Synchronization Mechanism in Distributed Systems

  • Importance: Ensures coordinated access to shared resources and inter-process communication.

Categories of Synchronization Mechanisms

  1. Shared Memory Synchronization

    • Ensures nodes access shared data without inconsistencies.

    • Methods:

      • Semaphore: A shared integer variable with operations for acquiring and releasing locks.

      • Monitor: High-level data type abstraction for managing shared data.

      • Serializer: Combines data abstraction with control structures, enabling concurrency with atomic operation maintenance.

      • Mutual Exclusion (Mutexes): Allows exclusive resource access via locks.

      • Path Expression: Ensures execution order follows specified constraints.

      • Locks: Mechanisms for exclusive access to resources.

        • Types: Binary Lock, Read-Write Lock, Spinlock.

  2. Message Passing Synchronization

    • Implements protocols ensuring correct message delivery order.

    • Methods:

      • Communicating Sequential Processes (CSP): Involves I/O interactions between sender and receiver processes.

      • Remote Procedure Call (RPC): Facilitates data exchange between caller and called procedures, blocking until completion.

      • Ada Rendezvous: Supports symmetric communication.

Distributed Consensus in Distributed Systems

  • Definition: A procedure for reaching agreement in decentralized multi-agent platforms.

  • Importance: Critical for reliability and fault tolerance in message-passing systems.

Features

  • Ensures reliability and fault tolerance even amidst faulty individuals.

  • Example Applications: Database transactions, state machine replication, clock synchronization.

Conditions for Achieving Consensus

  • Termination: Every non-faulty process must eventually decide.

  • Agreement: Non-faulty processes must have identical final decisions.

  • Validity: Non-faulty processes start and finish with the same value proposed initially.

  • Integrity: Each correct individual decides at most once on proposed values.

Correctness of Distributed Consensus Protocols

  • Safety Property: No convergence to incorrect values among correct individuals.

  • Liveness Property: Guarantees acceptance of every correct value eventually.

  • Termination Property: Ensures all correct processes eventually decide.

  • Agreement Property: Guarantees all nodes converge to a single consensus value.

  • Fault Tolerance: Protocols handle failures, ensuring continued correctness.

  • Byzantine Fault Tolerance: Ability to tolerate malicious nodes.

  • Scalability: Ability to handle large networks without loss of properties.

Applications of Distributed Consensus

  • Leader election in fault-tolerant environments.

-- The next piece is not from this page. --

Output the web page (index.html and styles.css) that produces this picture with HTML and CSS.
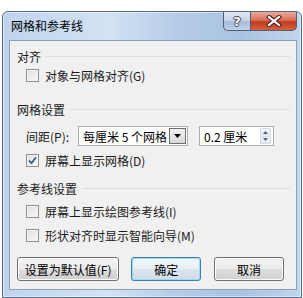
FILE: index.html
```html
<!DOCTYPE html>
<html lang="zh-CN">
<head>
    <meta charset="UTF-8">
    <title>网格和参考线</title>
    <link rel="stylesheet" href="styles.css">
</head>
<body>
    <div class="window">
        <div class="titlebar">
            <span class="title">网格和参考线</span>
            <div class="caption">
                <span class="cap help">?</span>
                <span class="cap close">
                    <svg width="16" height="12" viewBox="0 0 16 12">
                        <path d="M3 2 L13 10 M13 2 L3 10" stroke="#4a2020" stroke-width="4.2" stroke-linecap="square"/>
                        <path d="M3 2 L13 10 M13 2 L3 10" stroke="#fff" stroke-width="2.2" stroke-linecap="square"/>
                    </svg>
                </span>
            </div>
        </div>

        <div class="client">
            <div class="group-title first"><span>对齐</span><i class="rule"></i></div>
            <div class="check-row cb1"><span class="box"></span>对象与网格对齐(<u>G</u>)</div>

            <div class="group-title second"><span>网格设置</span><i class="rule"></i></div>
            <div class="spacing-row">
                <span class="lbl">间距(<u>P</u>):</span>
                <div class="combo">
                    <span class="combo-text">每厘米 5 个网格</span>
                    <span class="drop">
                        <svg width="7" height="4" viewBox="0 0 7 4"><path d="M0 0 H7 L3.5 4 Z" fill="#000"/></svg>
                    </span>
                </div>
                <div class="spin">
                    <span class="spin-text">0.2 厘米</span>
                    <span class="spin-btns">
                        <i class="arrow up"><svg width="5" height="3" viewBox="0 0 5 3"><path d="M0 3 H5 L2.5 0 Z" fill="#4d6185"/></svg></i>
                        <i class="arrow down"><svg width="5" height="3" viewBox="0 0 5 3"><path d="M0 0 H5 L2.5 3 Z" fill="#4d6185"/></svg></i>
                    </span>
                </div>
            </div>
            <div class="check-row cb2">
                <span class="box">
                    <svg width="9" height="9" viewBox="0 0 9 9"><path d="M1 4.5 L3.5 7.2 L8 1.2" stroke="#3f5489" stroke-width="1.8" fill="none"/></svg>
                </span>屏幕上显示网格(<u>D</u>)
            </div>

            <div class="group-title third"><span>参考线设置</span><i class="rule"></i></div>
            <div class="check-row cb3"><span class="box"></span>屏幕上显示绘图参考线(<u>I</u>)</div>
            <div class="check-row cb4"><span class="box"></span>形状对齐时显示智能向导(<u>M</u>)</div>

            <div class="buttons">
                <a href="#" class="btn wide">设置为默认值(<u>F</u>)</a>
                <a href="#" class="btn default">确定</a>
                <a href="#" class="btn">取消</a>
            </div>
        </div>
    </div>
</body>
</html>
```

FILE: styles.css
```css
* {
    padding: 0;
    margin: 0;
    box-sizing: border-box;
    text-decoration: none;
}

body {
    width: 303px;
    height: 298px;
    overflow: hidden;
    background: #fff;
    font-family: "Noto Sans CJK SC", "Noto Sans", sans-serif;
    font-size: 12px;
    color: #1a1a1a;
}

.window {
    width: 300px;
    height: 287px;
    margin: 11px 0 0 2px;
    padding: 0 4px 6px 6px;
    border: 1px solid #58687e;
    border-radius: 6px 6px 0 0;
    background: linear-gradient(to right, #bfd4ec 0%, #d3e2f3 35%, #b3cbe7 60%, #a9c3e2 80%, #c2d6ed 100%);
    box-shadow: inset 0 0 0 1px rgba(255, 255, 255, 0.5);
}

.titlebar {
    height: 28px;
    display: flex;
    align-items: flex-start;
}
.title {
    line-height: 28px;
    padding-left: 2px;
    color: #000;
}
.caption {
    margin-left: auto;
    display: flex;
}
.cap {
    height: 19px;
    display: flex;
    align-items: center;
    justify-content: center;
    border: 1px solid #4f5f75;
    border-top: none;
}
.help {
    width: 27px;
    border-right: none;
    border-bottom-left-radius: 5px;
    background: linear-gradient(#dfe8f3 0%, #c6d4e6 45%, #a8bcd6 55%, #c2d3e8 100%);
    color: #fff;
    font-family: "DejaVu Sans", sans-serif;
    font-weight: bold;
    font-size: 13px;
    text-shadow: 1px 0 #3d4b5e, -1px 0 #3d4b5e, 0 1px #3d4b5e, 0 -1px #3d4b5e;
}
.close {
    width: 47px;
    border-bottom-right-radius: 5px;
    background: linear-gradient(#e9a99a 0%, #d8705b 45%, #c2391f 55%, #d6603c 100%);
}

.client {
    height: 250px;
    border: 1px solid #8c9fb8;
    background: #f0f0f0;
}

.group-title {
    height: 16px;
    display: flex;
    align-items: center;
    padding: 0 6px 0 7px;
    color: #1a1a1a;
}
.group-title .rule {
    flex: 1;
    height: 1px;
    margin-left: 5px;
    background: #d5dfe5;
}
.group-title.first { margin-top: 7px; }
.group-title.second { margin-top: 18px; }
.group-title.third { margin-top: 12px; }

.check-row {
    height: 16px;
    display: flex;
    align-items: center;
    padding-left: 16px;
}
.check-row .box {
    width: 13px;
    height: 13px;
    margin-right: 6px;
    border: 1px solid #8e8f8f;
    background: linear-gradient(135deg, #dcdcdc, #fbfbfb);
    box-shadow: inset 0 0 0 1px #f4f4f4;
    display: flex;
    align-items: center;
    justify-content: center;
}
.cb1 { margin-top: 3px; }
.cb2 { margin-top: 6px; }
.cb3 { margin-top: 7px; }
.cb4 { margin-top: 8px; }

.spacing-row {
    height: 20px;
    margin-top: 9px;
    padding-left: 16px;
    display: flex;
    align-items: center;
}
.lbl {
    width: 52px;
}
.combo {
    width: 110px;
    height: 20px;
    border: 1px solid #abadb3;
    background: #fff;
    display: flex;
    align-items: center;
    padding: 1px;
}
.combo-text {
    flex: 1;
    padding-left: 3px;
    color: #000;
}
.drop {
    width: 17px;
    height: 16px;
    border: 1px solid #6e6e6e;
    background: linear-gradient(#f0f0f0, #dadada);
    display: flex;
    align-items: center;
    justify-content: center;
}
.spin {
    width: 75px;
    height: 20px;
    margin-left: 11px;
    border: 1px solid #abadb3;
    background: #fff;
    display: flex;
    align-items: center;
    padding: 1px 2px 1px 1px;
}
.spin-text {
    flex: 1;
    padding-left: 3px;
    color: #000;
}
.spin-btns {
    width: 11px;
    height: 16px;
    display: flex;
    flex-direction: column;
}
.arrow {
    flex: 1;
    display: flex;
    align-items: center;
    justify-content: center;
    background: linear-gradient(#f3f6fb, #dfe7f1);
    border: 1px solid #d4dce8;
}
.arrow.down {
    border-top: none;
}

.buttons {
    margin-top: 14px;
    padding-left: 7px;
    display: flex;
}
.btn {
    width: 71px;
    height: 24px;
    margin-right: 12px;
    display: flex;
    align-items: center;
    justify-content: center;
    border: 1px solid #707070;
    border-radius: 3px;
    background: linear-gradient(#f3f3f3 0%, #ebebeb 48%, #dddddd 52%, #d0d0d0 100%);
    box-shadow: inset 0 0 0 1px #fcfcfc;
    color: #000;
}
.btn.wide {
    width: 104px;
}
.btn.default {
    margin-right: 13px;
    border-color: #3c7fb1;
    background: linear-gradient(#f2f7fb 0%, #e8eff6 48%, #dbe5ee 52%, #cfdbe6 100%);
    box-shadow: inset 0 0 0 1px #9fd8f3;
}
```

  • Consistency maintenance in distributed networks.

  • Blockchain technology for shared databases.

  • Load balancing across system nodes.

Remote Procedure Call (RPC) Mechanism

  • Definition: Communication technology enabling requests for services from another program over a network.

  • Client-Server Model: The client requests services while the server provides them.

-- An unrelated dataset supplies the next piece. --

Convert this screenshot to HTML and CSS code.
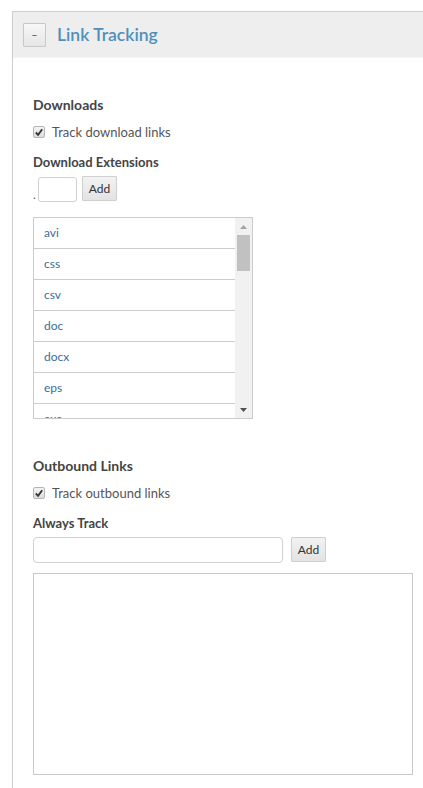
FILE: index.html
```html
<!DOCTYPE html>
<html>
<head>
<meta charset="utf-8">
<link rel="stylesheet" href="styles.css">
</head>
<body>
<div class="panel">
  <div class="panel-header">
    <button class="toggle">–</button>
    <h2 class="panel-title">Link Tracking</h2>
  </div>
  <div class="panel-body">
    <h3 class="section-title">Downloads</h3>
    <label class="check-row">
      <span class="checkbox"><svg width="11" height="11" viewBox="0 0 11 11"><path d="M2 5.5 L4.5 8 L9 2" fill="none" stroke="#333" stroke-width="2"/></svg></span>
      <span>Track download links</span>
    </label>
    <div class="field-label">Download Extensions</div>
    <div class="ext-row">
      <span class="dot">.</span>
      <input class="ext-input" type="text">
      <button class="btn">Add</button>
    </div>
    <div class="listbox">
      <ul class="list-items">
        <li>avi</li>
        <li>css</li>
        <li>csv</li>
        <li>doc</li>
        <li>docx</li>
        <li>eps</li>
        <li>exe</li>
      </ul>
      <div class="scrollbar">
        <div class="arrow"><svg width="7" height="4" viewBox="0 0 7 4"><path d="M0 4 L3.5 0 L7 4 Z" fill="#a3a3a3"/></svg></div>
        <div class="thumb"></div>
        <div class="track"></div>
        <div class="arrow"><svg width="7" height="4" viewBox="0 0 7 4"><path d="M0 0 L3.5 4 L7 0 Z" fill="#505050"/></svg></div>
      </div>
    </div>

    <h3 class="section-title section-gap">Outbound Links</h3>
    <label class="check-row">
      <span class="checkbox"><svg width="11" height="11" viewBox="0 0 11 11"><path d="M2 5.5 L4.5 8 L9 2" fill="none" stroke="#333" stroke-width="2"/></svg></span>
      <span>Track outbound links</span>
    </label>
    <div class="field-label">Always Track</div>
    <div class="track-row">
      <input class="track-input" type="text">
      <button class="btn">Add</button>
    </div>
    <div class="textarea"></div>
  </div>
</div>
</body>
</html>
```

FILE: styles.css
```css
* { box-sizing: border-box; }
html, body { margin: 0; padding: 0; background: #fff; }
body {
  font-family: Lato, "Liberation Sans", sans-serif;
  color: #444;
  height: 788px;
  overflow: hidden;
}
.panel {
  margin: 11px 0 0 12px;
  border-top: 1px solid #cdcdcd;
  border-left: 1px solid #cdcdcd;
  min-height: 777px;
}
.panel-header {
  height: 46px;
  background: #eeeeee;
  display: flex;
  align-items: center;
  padding-left: 10px;
  border-bottom: 1px solid #f6f6f6;
}
.toggle {
  width: 23px;
  height: 24px;
  padding: 0;
  margin: 0;
  border: 1px solid #c8c8c8;
  border-radius: 1px;
  background: linear-gradient(#f7f7f7, #e6e6e6);
  font-family: Lato, sans-serif;
  font-size: 11px;
  color: #555;
  line-height: 20px;
}
.panel-title {
  margin: 0 0 0 11px;
  font-size: 17.5px;
  font-weight: 600;
  color: #4e8fbb;
  line-height: 24px;
}
.panel-body {
  padding: 37px 0 0 20px;
}
.section-title {
  margin: 0;
  font-size: 14px;
  font-weight: 700;
  color: #444;
  line-height: 20px;
}
.section-gap { margin-top: 37px; }
.check-row {
  display: flex;
  align-items: center;
  margin-top: 8px;
  height: 18px;
  font-size: 13px;
  color: #555;
}
.checkbox {
  width: 12px;
  height: 12px;
  border: 1px solid #b5b5b5;
  border-radius: 2px;
  background: linear-gradient(#f4f4f4, #dcdcdc);
  display: flex;
  align-items: center;
  justify-content: center;
  margin-right: 7px;
}
.field-label {
  margin-top: 12px;
  font-size: 13px;
  font-weight: 700;
  line-height: 18px;
  color: #444;
}
.ext-row {
  display: flex;
  align-items: flex-start;
  margin-top: 5px;
  height: 26px;
}
.dot {
  font-size: 12px;
  line-height: 12px;
  margin-top: 13px;
  width: 5px;
  color: #555;
}
.ext-input {
  width: 39px;
  height: 25px;
  margin: 1px 0 0 0;
  border: 1px solid #d0d0d0;
  border-radius: 3px;
  padding: 0;
}
.btn {
  width: 35px;
  height: 25px;
  margin: 0 0 0 5px;
  padding: 0;
  border: 1px solid #cfcfcf;
  border-radius: 1px;
  background: linear-gradient(#f2f2f2, #e3e3e3);
  font-family: Lato, sans-serif;
  font-size: 12px;
  color: #333;
}
.listbox {
  margin-top: 15px;
  width: 220px;
  height: 202px;
  border: 1px solid #cccccc;
  display: flex;
  overflow: hidden;
}
.list-items {
  list-style: none;
  margin: 0;
  padding: 0;
  flex: 1;
  overflow: hidden;
}
.list-items li {
  height: 31px;
  line-height: 30px;
  border-bottom: 1px solid #cccccc;
  padding-left: 10px;
  font-size: 12px;
  color: #3b6e96;
}
.scrollbar {
  width: 17px;
  background: #f1f1f1;
  display: flex;
  flex-direction: column;
}
.arrow {
  height: 17px;
  display: flex;
  align-items: center;
  justify-content: center;
}
.thumb {
  margin: 0 2px;
  height: 36px;
  background: #c1c1c1;
}
.track { flex: 1; }
.track-row {
  display: flex;
  margin-top: 5px;
  height: 26px;
}
.track-input {
  width: 250px;
  height: 26px;
  border: 1px solid #d0d0d0;
  border-radius: 4px;
  margin: 0;
  padding: 0;
}
.track-row .btn { margin-left: 8px; }
.textarea {
  margin-top: 10px;
  width: 380px;
  height: 202px;
  border: 1px solid #c8c8c8;
}
```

  • Execution: Synchronous by default, blocking the client until a result is returned.

  • IDL (Interface Definition Language): Used to define communication between programs on different platforms.

Workflow of RPC

  1. Parameters are prepared by the caller.

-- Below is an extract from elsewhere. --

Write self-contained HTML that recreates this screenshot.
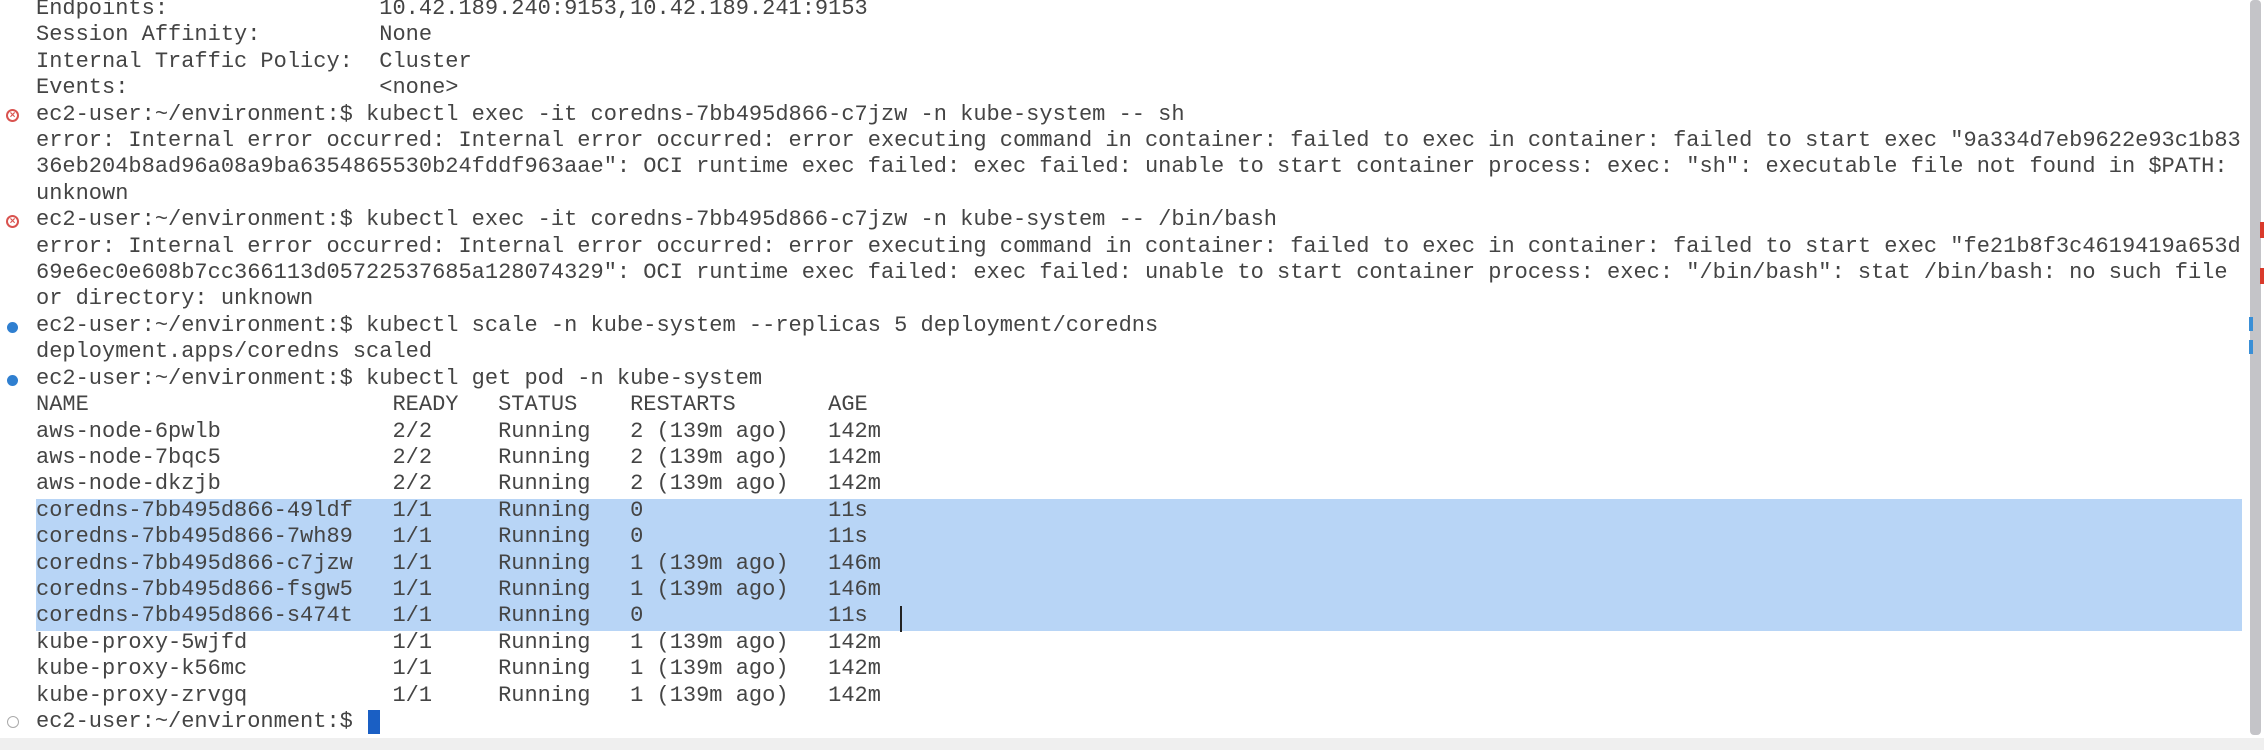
<!DOCTYPE html>
<html><head><style>
html,body{margin:0;padding:0;width:2264px;height:750px;overflow:hidden;background:#fff;}
.t{position:absolute;left:36px;top:-4px;font-family:"Liberation Mono","DejaVu Sans Mono",monospace;font-size:22px;line-height:26.4px;color:#444;white-space:pre;}
.sel{position:absolute;left:36px;top:499px;width:2206px;height:132px;background:#b8d5f6;}
.ic{position:absolute;left:6px;width:13px;height:13px;border-radius:50%;}
.sb{position:absolute;left:2250px;top:0;width:11px;height:735px;background:#c4c4c8;border-radius:4px;}
.bot{position:absolute;left:0;top:738px;width:2264px;height:12px;background:#efefef;}
</style></head><body>
<div class="sel"></div>
<div class="sb"></div>
<div style="position:absolute;left:2260px;top:222px;width:4px;height:16px;background:#d93a2b"></div>
<div style="position:absolute;left:2260px;top:268px;width:4px;height:16px;background:#d93a2b"></div>
<div style="position:absolute;left:2249px;top:317px;width:4px;height:14px;background:#3a8fd6"></div>
<div style="position:absolute;left:2249px;top:340px;width:4px;height:14px;background:#3a8fd6"></div>
<div class="bot"></div>
<div class="ic" style="top:109px;border:2px solid #d9534f;width:9px;height:9px;color:#d9534f;font:bold 10px/9px sans-serif;text-align:center">×</div>
<div class="ic" style="top:215px;border:2px solid #d9534f;width:9px;height:9px;color:#d9534f;font:bold 10px/9px sans-serif;text-align:center">×</div>
<div class="ic" style="top:322px;background:#2f7fd0;width:11px;height:11px;left:7px"></div>
<div class="ic" style="top:375px;background:#2f7fd0;width:11px;height:11px;left:7px"></div>
<div class="ic" style="top:716px;border:1px solid #aaa;width:10px;height:10px;left:7px"></div>
<div style="position:absolute;left:368px;top:710px;width:12px;height:24px;background:#1a5fc4"></div>
<div style="position:absolute;left:900px;top:606px;width:2px;height:26px;background:#222"></div>
<div class="t">Endpoints:                10.42.189.240:9153,10.42.189.241:9153
Session Affinity:         None
Internal Traffic Policy:  Cluster
Events:                   &lt;none&gt;
ec2-user:~/environment:$ kubectl exec -it coredns-7bb495d866-c7jzw -n kube-system -- sh
error: Internal error occurred: Internal error occurred: error executing command in container: failed to exec in container: failed to start exec "9a334d7eb9622e93c1b83
36eb204b8ad96a08a9ba6354865530b24fddf963aae": OCI runtime exec failed: exec failed: unable to start container process: exec: "sh": executable file not found in $PATH:
unknown
ec2-user:~/environment:$ kubectl exec -it coredns-7bb495d866-c7jzw -n kube-system -- /bin/bash
error: Internal error occurred: Internal error occurred: error executing command in container: failed to exec in container: failed to start exec "fe21b8f3c4619419a653d
69e6ec0e608b7cc366113d05722537685a128074329": OCI runtime exec failed: exec failed: unable to start container process: exec: "/bin/bash": stat /bin/bash: no such file
or directory: unknown
ec2-user:~/environment:$ kubectl scale -n kube-system --replicas 5 deployment/coredns
deployment.apps/coredns scaled
ec2-user:~/environment:$ kubectl get pod -n kube-system
NAME                       READY   STATUS    RESTARTS       AGE
aws-node-6pwlb             2/2     Running   2 (139m ago)   142m
aws-node-7bqc5             2/2     Running   2 (139m ago)   142m
aws-node-dkzjb             2/2     Running   2 (139m ago)   142m
coredns-7bb495d866-49ldf   1/1     Running   0              11s
coredns-7bb495d866-7wh89   1/1     Running   0              11s
coredns-7bb495d866-c7jzw   1/1     Running   1 (139m ago)   146m
coredns-7bb495d866-fsgw5   1/1     Running   1 (139m ago)   146m
coredns-7bb495d866-s474t   1/1     Running   0              11s
kube-proxy-5wjfd           1/1     Running   1 (139m ago)   142m
kube-proxy-k56mc           1/1     Running   1 (139m ago)   142m
kube-proxy-zrvgq           1/1     Running   1 (139m ago)   142m
ec2-user:~/environment:$ </div>
</body></html>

  2. Control is passed to the remote procedure in a new execution environment.

  3. Results are returned to the caller after execution.

Types of RPC

  • Callback RPC: Involves a peer-to-peer paradigm.

  • Broadcast RPC: The client’s request is broadcasted and handled by multiple servers.

  • Batch-mode RPC: Allows multiple requests to be sent in one batch.

Advantages and Disadvantages of RPC

  • Advantages:

    • High-level language support for communication.

    • Simplifies the client/server programming model.

    • Supports thread-oriented models.

  • Disadvantages:

    • Parameter passing is limited to values.

    • Prone to failures due to network reliance.

    • No standard implementation, leading to flexibility issues.

Call Semantics in RPC

  • Types:

    • Perhaps Call: Waits for a timeout before proceeding.

    • Last-one Call: Uses the last result after timeout.

    • Exactly-once Call: Ensures identical procedures even with retransmissions.

Differences Between RPC and RMI

  • RPC supports procedural programming; RMI supports object-oriented programming.

  • RMI is Java-specific, whereas RPC is not.

  • RMI allows for object passing, while RPC deals with basic data types.

Differences Between RMI and DCOM

  • RMI leverages Java technologies, while DCOM is Microsoft-centric.

  • DCOM enables language independence and various network protocols.

Differences Between RMI and CORBA

  • RMI is Java-specific; CORBA encompasses multiple languages.

  • RMI automatically manages garbage collection; CORBA does not.

  • RMI's objects can download new classes; CORBA lacks this capability.